FPC Houston Agrees To Pay 1 Million For Clear Title To Church Property

The settlement also offers protection to the FPC’s pastors and session

The letter to the church, signed by the pastor and clerk of session, said that the “financial settlement was made in part in recognition of the long-standing relationship between FPC Houston and presbytery and in support of the shared mission values that are at the heart of both organizations.”

 

After agreeing to pay $1-million, First Presbyterian Church (FPC) in Houston now has clear title to its property.

The settlement agreement between FPC and New Covenant — reached on May 10, 2016 — ended two years of civil litigation between the two parties. The church filed its civil lawsuit on May 29, 2014 seeking to clear the title of its property from claims by the denomination that it holds a trust interest in FPC’s property.

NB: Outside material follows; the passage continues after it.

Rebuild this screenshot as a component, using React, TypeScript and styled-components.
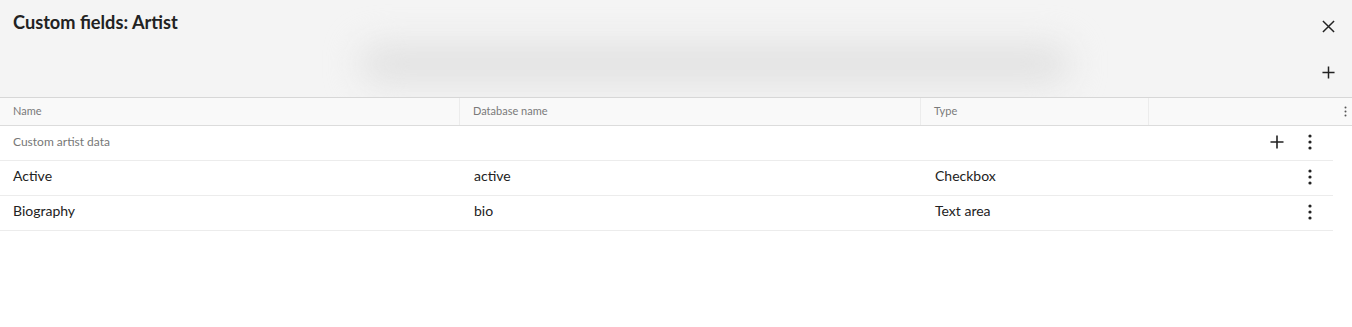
import React from 'react';
import styled, { createGlobalStyle } from 'styled-components';

const GlobalStyle = createGlobalStyle`
  html, body {
    margin: 0;
    padding: 0;
    background: #fff;
    font-family: Lato, "Liberation Sans", sans-serif;
    color: #222;
  }
`;

const Page = styled.div`
  width: 1352px;
  height: 327px;
  overflow: hidden;
  background: #fff;
`;

const Header = styled.div`
  position: relative;
  display: flex;
  justify-content: space-between;
  height: 97px;
  background: #f4f4f4;
  border-bottom: 1px solid #d7d7d7;
  overflow: hidden;
`;

const Title = styled.h1`
  margin: 0;
  padding: 11px 13px;
  font-size: 18.2px;
  font-weight: 700;
  color: #222;
`;

const Blur = styled.div`
  position: absolute;
  left: 360px;
  top: 45px;
  width: 710px;
  height: 38px;
  border-radius: 20px;
  background: #e1e1e1;
  filter: blur(17px);
`;

const HeaderActions = styled.div`
  display: flex;
  flex-direction: column;
  align-items: center;
  justify-content: space-between;
  padding: 17px 15px 16px 0;
  position: relative;
`;

const IconButton = styled.button`
  display: flex;
  align-items: center;
  justify-content: center;
  width: 18px;
  height: 18px;
  padding: 0;
  border: 0;
  background: none;
  color: #222;
`;

const Row = styled.div<{ $head?: boolean }>`
  display: grid;
  grid-template-columns: 459px 461px 229px 1fr;
  align-items: center;
  height: ${(p) => (p.$head ? '27px' : '34px')};
  width: ${(p) => (p.$head ? '1352px' : '1333px')};
  background: ${(p) => (p.$head ? '#f9f9f9' : '#fff')};
  border-bottom: 1px solid ${(p) => (p.$head ? '#dcdcdc' : '#ececec')};
`;

const HeadCell = styled.div<{ $sep?: boolean }>`
  height: 100%;
  box-sizing: border-box;
  display: flex;
  align-items: center;
  padding: 0 0 2px 13px;
  font-size: 11px;
  color: #7a7a7a;
  border-left: ${(p) => (p.$sep ? '1px solid #ececec' : 'none')};
`;

const Cell = styled.div<{ $muted?: boolean }>`
  padding: 0 0 ${(p) => (p.$muted ? '4px' : '6px')} 15px;
  font-size: ${(p) => (p.$muted ? '12px' : '14px')};
  color: ${(p) => (p.$muted ? '#777' : '#222')};

  &:first-child {
    padding-left: 13px;
  }
`;

const Actions = styled.div`
  display: flex;
  justify-content: flex-end;
  align-items: center;
  gap: 15px;
  padding: 0 14px 2px 0;
`;

const HeadMenu = styled.div`
  display: flex;
  justify-content: flex-end;
  padding-right: 5px;
  height: 100%;
  align-items: center;
  border-left: 1px solid #ececec;
  margin-left: -1px;
`;

const Plus = ({ size = 13 }: { size?: number }) => (
  <svg width={size} height={size} viewBox="0 0 14 14">
    <path d="M7 0.5v13M0.5 7h13" stroke="#222" strokeWidth="1.6" fill="none" />
  </svg>
);

const Close = () => (
  <svg width="13" height="13" viewBox="0 0 14 14">
    <path d="M1 1l12 12M13 1L1 13" stroke="#222" strokeWidth="1.6" fill="none" />
  </svg>
);

const Dots = ({ small }: { small?: boolean }) =>
  small ? (
    <svg width="3" height="11" viewBox="0 0 3 11">
      <circle cx="1.5" cy="1.5" r="1" fill="#555" />
      <circle cx="1.5" cy="5.5" r="1" fill="#555" />
      <circle cx="1.5" cy="9.5" r="1" fill="#555" />
    </svg>
  ) : (
    <svg width="4" height="16" viewBox="0 0 4 16">
      <circle cx="2" cy="2" r="1.6" fill="#222" />
      <circle cx="2" cy="8" r="1.6" fill="#222" />
      <circle cx="2" cy="14" r="1.6" fill="#222" />
    </svg>
  );

const fields = [
  { name: 'Active', db: 'active', type: 'Checkbox' },
  { name: 'Biography', db: 'bio', type: 'Text area' },
];

export default function App() {
  return (
    <Page>
      <GlobalStyle />
      <Header>
        <Title>Custom fields: Artist</Title>
        <Blur />
        <HeaderActions>
          <IconButton aria-label="Close">
            <Close />
          </IconButton>
          <IconButton aria-label="Add">
            <Plus />
          </IconButton>
        </HeaderActions>
      </Header>
      <Row $head>
        <HeadCell>Name</HeadCell>
        <HeadCell $sep>Database name</HeadCell>
        <HeadCell $sep>Type</HeadCell>
        <HeadMenu>
          <Dots small />
        </HeadMenu>
      </Row>
      <Row>
        <Cell $muted>Custom artist data</Cell>
        <div />
        <div />
        <Actions>
          <IconButton aria-label="Add field">
            <Plus size={14} />
          </IconButton>
          <IconButton aria-label="More">
            <Dots />
          </IconButton>
        </Actions>
      </Row>
      {fields.map((f) => (
        <Row key={f.db}>
          <Cell>{f.name}</Cell>
          <Cell>{f.db}</Cell>
          <Cell>{f.type}</Cell>
          <Actions>
            <IconButton aria-label="More">
              <Dots />
            </IconButton>
          </Actions>
        </Row>
      ))}
    </Page>
  );
}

According to a letter posted on the church’s web site, and an announcement posted on the presbytery web site, FPC agreed to pay the presbytery $700,000 in semi-annual installments of $175,000. Also, the church will make a $300,000 mission payment — four quarterly payments of $15,000 for five years — to a mission partner chosen by FPC Houston in consultation with the presbytery.

The total amount of $1-million is less than one percent of the church’s total asset value.

The settlement also offers protection to the FPC’s pastors and session from any disciplinary action by the presbytery, the synod or the PCUSA for five years.

The letter to the church, signed by the pastor and clerk of session, said that the “financial settlement was made in part in recognition of the long-standing relationship between FPC Houston and presbytery and in support of the shared mission values that are at the heart of both organizations.”

In Feb., 2015, a judge had ruled that FPC owned its property. Judge Wesley R. Ward found that there was “no enforceable trust or property interest created by any version of the Presbyterian Church (USA) Book of Order or the Presbyterian Church of the United States Book of Church Order under the neutral principle factors set forth by the Texas Supreme Court in Masterson V. Diocese of NW Texas.